Enfin, les conseils donnés aux familles ayant des enfants et des adolescents se voyant comme transgenre sont extrêmement utiles. Pour citer l’ouvrage, « expliquer que c’est très enrichissant d’avoir des qualités de l’autre sexe : une fille combative avec une voix rauque peut être très charmante, un garçon doux et sensible peut être très séduisant. On peut expliquer que la diversité est une grande richesse, l’idée étant de l’aider à assumer sa différence… et de l’aider à accepter de remettre à l’âge adulte des décisions qu’il pourrait regretter plus tard ». Les témoignages de parents concernés sur l’importance de garder un contact et un lien parental fort sont touchants et peuvent servir de modèle de conduite.
Un ouvrage utile pour les familles afin de comprendre ce qui se passe actuellement et comment agir au mieux.
Rainer Leonhardt
MARIE-DOMINIQUE PEYRAMALE
Le curé de Lourdes
YVES CHIRON
Cerf, 2022, 308 pages, 24 €
PADRE GIACOMO
L’humble confesseur pèlerin de Lourdes
YVES CHIRON
Artège, 2022, 180 pages, 14,90 €
Cette belle biographie de l’abbé Peyramale prolonge l’histoire du sanctuaire de Lourdes dans les années qui suivirent les apparitions de la Vierge Marie jusqu’à sa mort. Né dans une famille nombreuse des Hautes-Pyrénées, Marie-Dominique Peyramale devint prêtre du diocèse de Tarbes en 1835. Aumônier d’hôpital, ce n’est qu’en 1854 qu’il fut nommé curé de Lourdes, pasteur rude et aimé.
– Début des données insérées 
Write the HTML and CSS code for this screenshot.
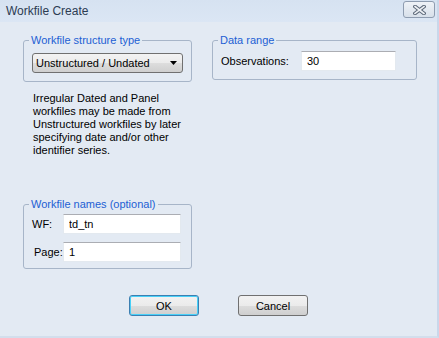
FILE: index.html
```html
<!DOCTYPE html>
<html lang="en">
<head>
    <meta charset="UTF-8">
    <title>Workfile Create</title>
    <link rel="stylesheet" href="styles.css">
</head>
<body>
    <div class="window">
        <div class="titlebar">
            <span class="title">Workfile Create</span>
            <button class="close-btn" type="button">
                <svg width="13" height="10" viewBox="0 0 13 10">
                    <path d="M2 1.5 L11 8.5 M11 1.5 L2 8.5" stroke="#5a6677" stroke-width="3.6" stroke-linecap="square" fill="none"/>
                    <path d="M2 1.5 L11 8.5 M11 1.5 L2 8.5" stroke="#eef1f5" stroke-width="1.6" stroke-linecap="square" fill="none"/>
                </svg>
            </button>
        </div>

        <div class="client">
            <div class="columns">
                <div class="col-left">
                    <fieldset class="group group-structure">
                        <legend>Workfile structure type</legend>
                        <div class="combo">
                            <span>Unstructured / Undated</span>
                            <svg width="7" height="4" viewBox="0 0 7 4"><path d="M0 0 H7 L3.5 4 Z" fill="#000"/></svg>
                        </div>
                    </fieldset>

                    <p class="note">Irregular Dated and Panel<br>workfiles may be made from<br>Unstructured workfiles by later<br>specifying date and/or other<br>identifier series.</p>

                    <fieldset class="group group-names">
                        <legend>Workfile names (optional)</legend>
                        <div class="names-grid">
                            <label class="lbl-wf">WF:</label>
                            <input class="textbox" type="text" value="td_tn">
                            <label class="lbl-page">Page:</label>
                            <input class="textbox" type="text" value="1">
                        </div>
                    </fieldset>
                </div>

                <div class="col-right">
                    <fieldset class="group group-range">
                        <legend>Data range</legend>
                        <div class="range-row">
                            <label class="lbl-obs">Observations:</label>
                            <input class="textbox obs-box" type="text" value="30">
                        </div>
                    </fieldset>
                </div>
            </div>

            <div class="buttons">
                <button class="btn btn-default" type="button">OK</button>
                <button class="btn" type="button">Cancel</button>
            </div>
        </div>
    </div>
</body>
</html>
```

FILE: styles.css
```css
body {
    margin: 0;
    background-color: #e3eaf3;
    font-family: 'Liberation Sans', Arial, sans-serif;
    font-size: 11px;
    color: black;
}

.window {
    width: 439px;
    height: 338px;
    box-sizing: border-box;
    border-right: 2px solid #c9d7ea;
    border-bottom: 2px solid #d3deec;
    background-color: #e3eaf3;
    display: flex;
    flex-direction: column;
}

.titlebar {
    height: 22px;
    display: flex;
    align-items: center;
    justify-content: space-between;
    padding: 0 2px 0 6px;
    background: linear-gradient(#d6e2f1, #dbe6f4);
}

.title {
    font-size: 12px;
    color: #2c3b52;
}

.close-btn {
    width: 32px;
    height: 17px;
    margin-top: -3px;
    padding: 0;
    border: 1px solid #8e9cb0;
    border-radius: 3px;
    background: linear-gradient(#eef2f7, #d8e0ea);
    display: flex;
    align-items: center;
    justify-content: center;
}

.client {
    flex: 1;
    padding: 11px 0 0 23px;
}

.columns {
    display: flex;
    gap: 20px;
}

.col-left {
    width: 169px;
}

.col-right {
    width: 205px;
}

.group {
    margin: 0;
    padding: 0 8px;
    border: 1px solid #a7b5c8;
    border-radius: 3px;
    box-sizing: border-box;
}

.group legend {
    margin-left: -3px;
    padding: 0 2px;
    line-height: 14px;
    color: #1d5fd3;
}

.group-structure {
    padding-top: 6px;
    padding-bottom: 8px;
}

.combo {
    height: 20px;
    box-sizing: border-box;
    display: flex;
    align-items: center;
    justify-content: space-between;
    padding: 0 5px 0 3px;
    border: 1px solid #707070;
    border-radius: 3px;
    background: linear-gradient(#f3f3f3 0%, #ebebeb 50%, #dddddd 51%, #cfcfcf 100%);
}

.note {
    margin: 10px 0 0 0;
    padding-left: 10px;
    line-height: 13px;
    white-space: nowrap;
}

.group-names {
    margin-top: 40px;
    padding-top: 3px;
    padding-bottom: 6px;
}

.names-grid {
    display: grid;
    grid-template-columns: 31px 118px;
    row-gap: 8px;
    align-items: center;
}

.lbl-page {
    padding-left: 2px;
}

.textbox {
    height: 20px;
    box-sizing: border-box;
    margin: 0;
    padding: 0 5px;
    border: 1px solid #e3e9ef;
    border-top-color: #abadb3;
    background-color: white;
    font-family: inherit;
    font-size: 11px;
    color: black;
    outline: none;
}

.group-range {
    padding-top: 4px;
    padding-bottom: 8px;
}

.range-row {
    display: flex;
    align-items: center;
}

.lbl-obs {
    width: 80px;
}

.obs-box {
    width: 95px;
}

.buttons {
    display: flex;
    justify-content: center;
    gap: 39px;
    margin-top: 26px;
    padding-right: 23px;
}

.btn {
    width: 70px;
    height: 21px;
    padding: 0;
    border: 1px solid #707070;
    border-radius: 3px;
    background: linear-gradient(#f2f2f2 0%, #ebebeb 50%, #dddddd 51%, #cfcfcf 100%);
    font-family: inherit;
    font-size: 11px;
    color: black;
}

.btn-default {
    border-color: #3c7fb1;
    box-shadow: inset 0 0 0 1px #48d0f8;
}
```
En 1858, il fut l’un des premiers à recevoir de Bernadette le nom de la belle dame de la grotte de Massabielle, réponse à sa propre demande et révélation qui fit taire toutes ses réticences à l’égard de la jeune voyante. Il devint une figure inséparable des récits des apparitions de Lourdes. Protégeant et guidant Bernadette jusqu’à son entrée au couvent de Nevers, il s’attache à répondre aux demandes de la Sainte Vierge, supervise la construction de la basilique et l’aménagement de la grotte, ordonnance le sanctuaire : il est d’ailleurs émouvant de constater que de nombreux lieux de la cité mariale portent encore la trace de son zèle infatigable de bâtisseur. Toujours présent pour répondre aux nombreuses sollicitations des journalistes, écrivains, personnalités de l’époque touchés par ce miracle et les conversions qui suivirent, il propagea la dévotion à Notre Dame de Lourdes, organisa les premiers pèlerinages nationaux et, bien sûr, dut gérer les inévitables conflits de personnes et d’argent autour de cet évènement inédit. Sa dernière entreprise fut la reconstruction de l’église paroissiale de Lourdes : tâche rendue compliquée par manque de moyens. Il s’éteignit en 1877 sans en voir l’achèvement. À travers cette belle figure de prêtre, Yves Chiron nous fait découvrir ici une facette inédite et passionnante de l’histoire de cet extraordinaire lieu de pèlerinages.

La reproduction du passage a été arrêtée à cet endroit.